One point that I'm not sure I understood is:

"approximate the far field coupling between subsections by assuming the current generating the field is an equivalent dipole. For many useful circuits this is OK. At some frequency, it is not OK"

Are you talking here about causality issue - like for instance lengthy port
whose length is not much smaller that wavelenght ?

Thanks,

Gosha
 

Hi Gosha -- Actually, what I am talking about is that by approximating the far field of a patch of current by a dipole, the voltage induced on one patch caused by the current on another patch will be calculated slightly in error. This is the number that goes into the MoM matrix. If this number is in error, then error is introduced to the final result. In some cases this will be small. In other cases, the error will be significant. This problem gets worse at high frequencies. Also, even at low frequencies, if you have some large subsections, they have a larger "near field" that requires a full MoM calculation for all the small subsections that are inside the large near field of the large subsection. This reduces the speed of the analysis.

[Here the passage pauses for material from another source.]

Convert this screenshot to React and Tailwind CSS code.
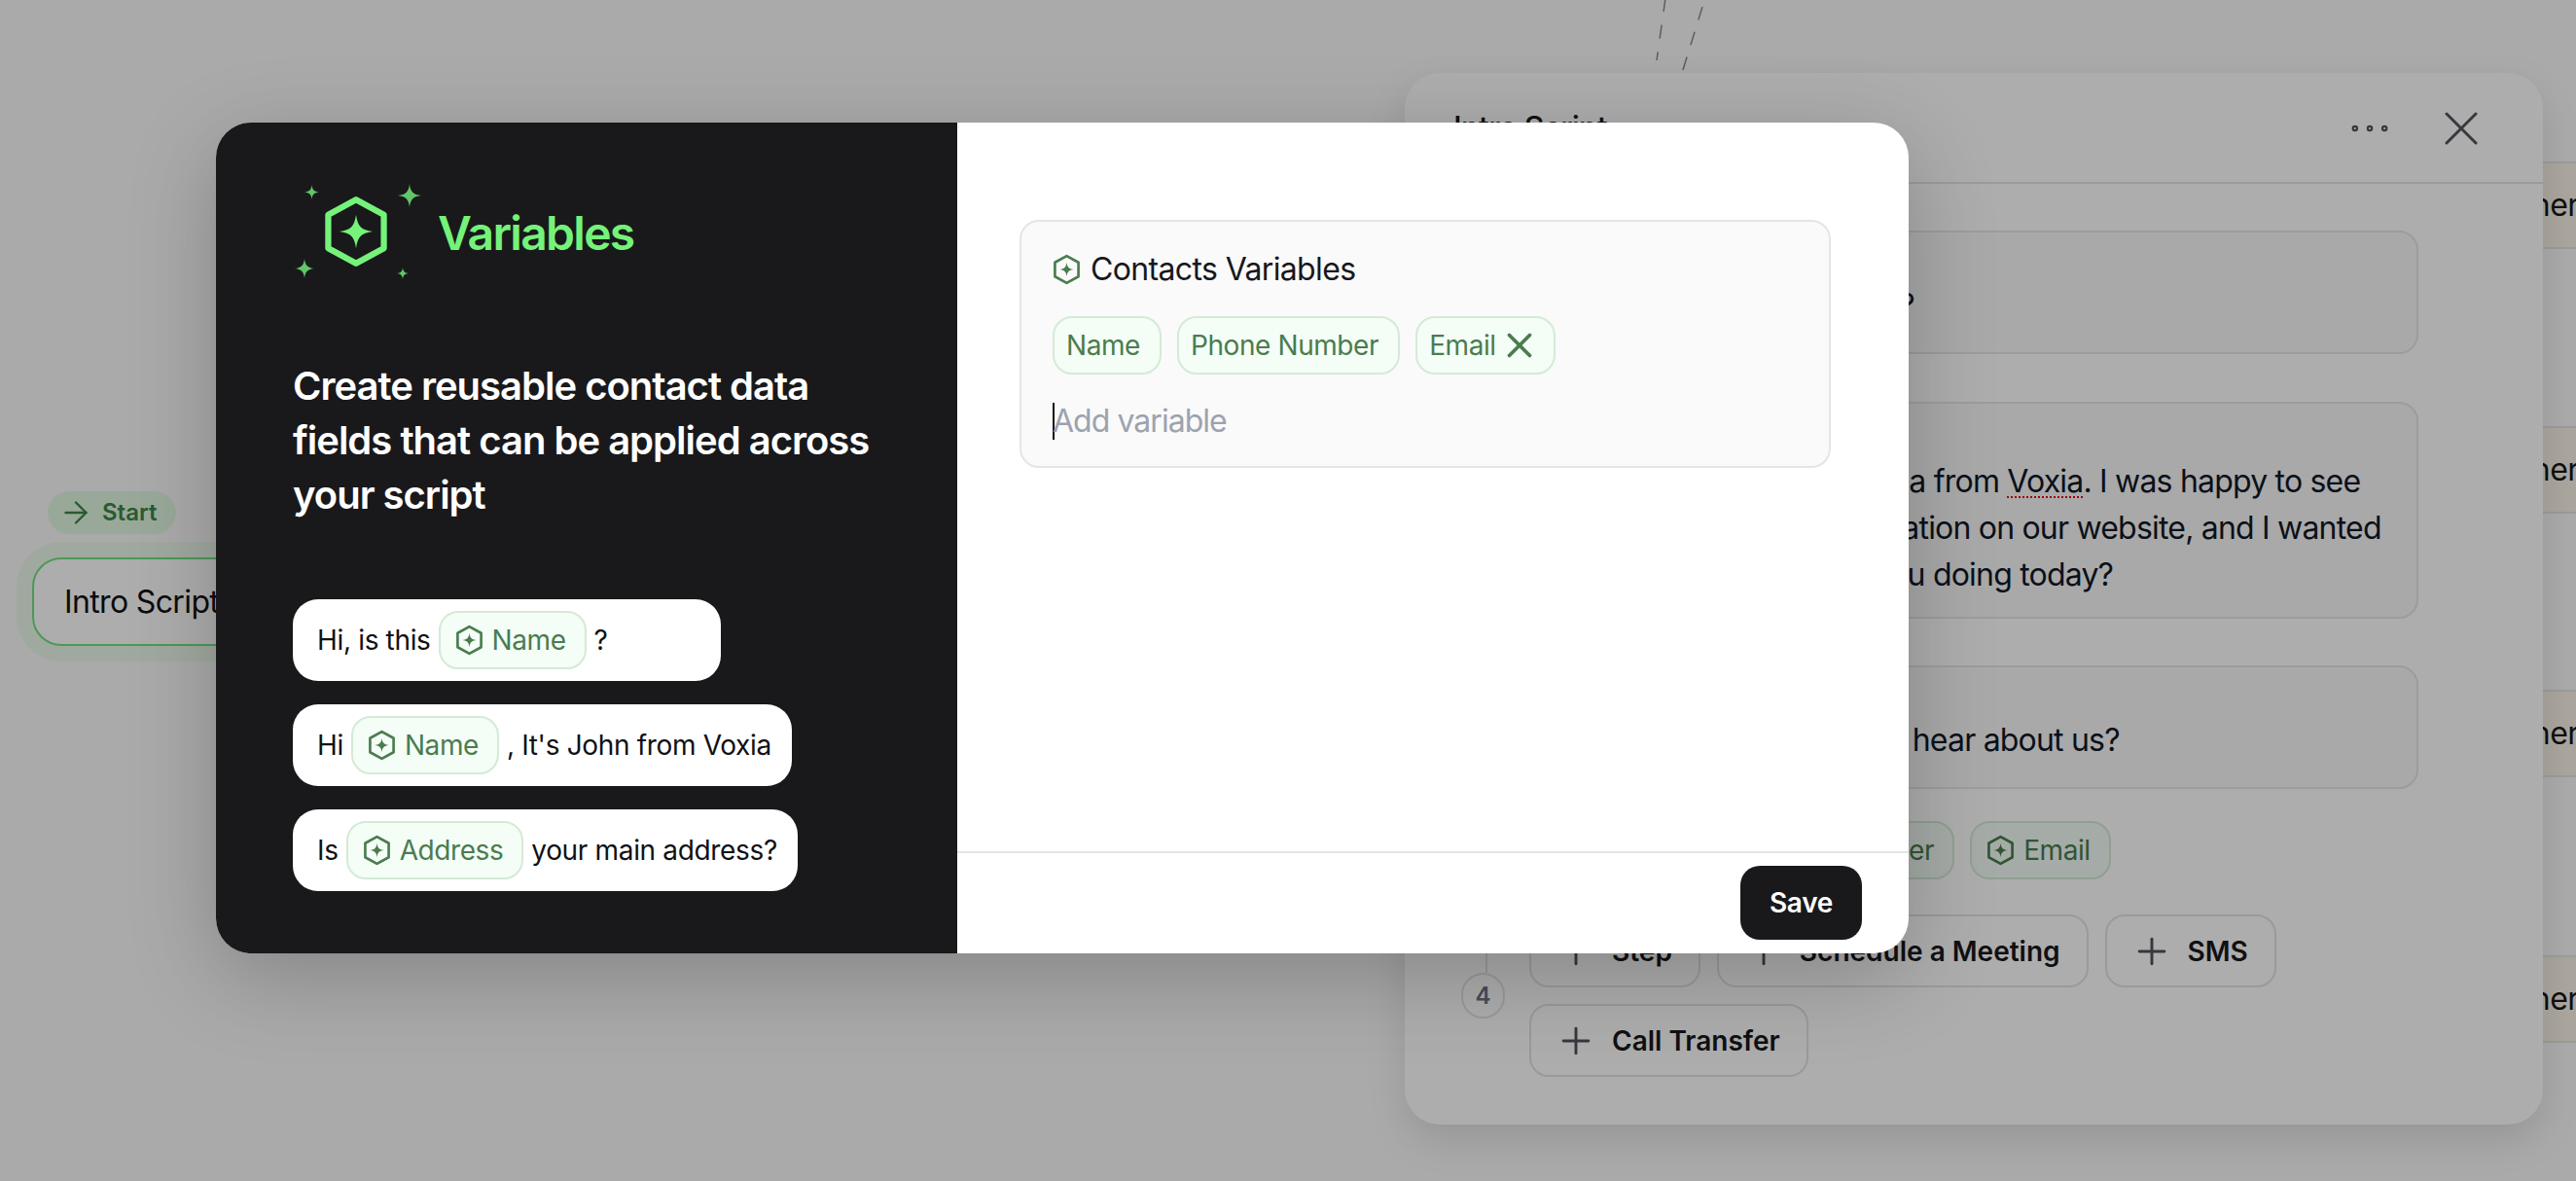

Of course, at all times, subsection size should be kept small with respect to wavelength.
 

So the error will be determined by the amount of far fieled differences
between 'current element field generator' and 'dipole field generator'?
 

As per my understanding of Feng's description in his paper and our subsequent discussions, that is correct. Of course, there will be a judgement call as to what is far-field and what is near-field. We actually looked into doing something very much like this, but we found a small but significant percentage of our test cases changed to a degree that we considered unacceptable for the type of (high accuracy) solutions we need. There are, of course, many other error sources as well, as there are in all numerical EM analyses.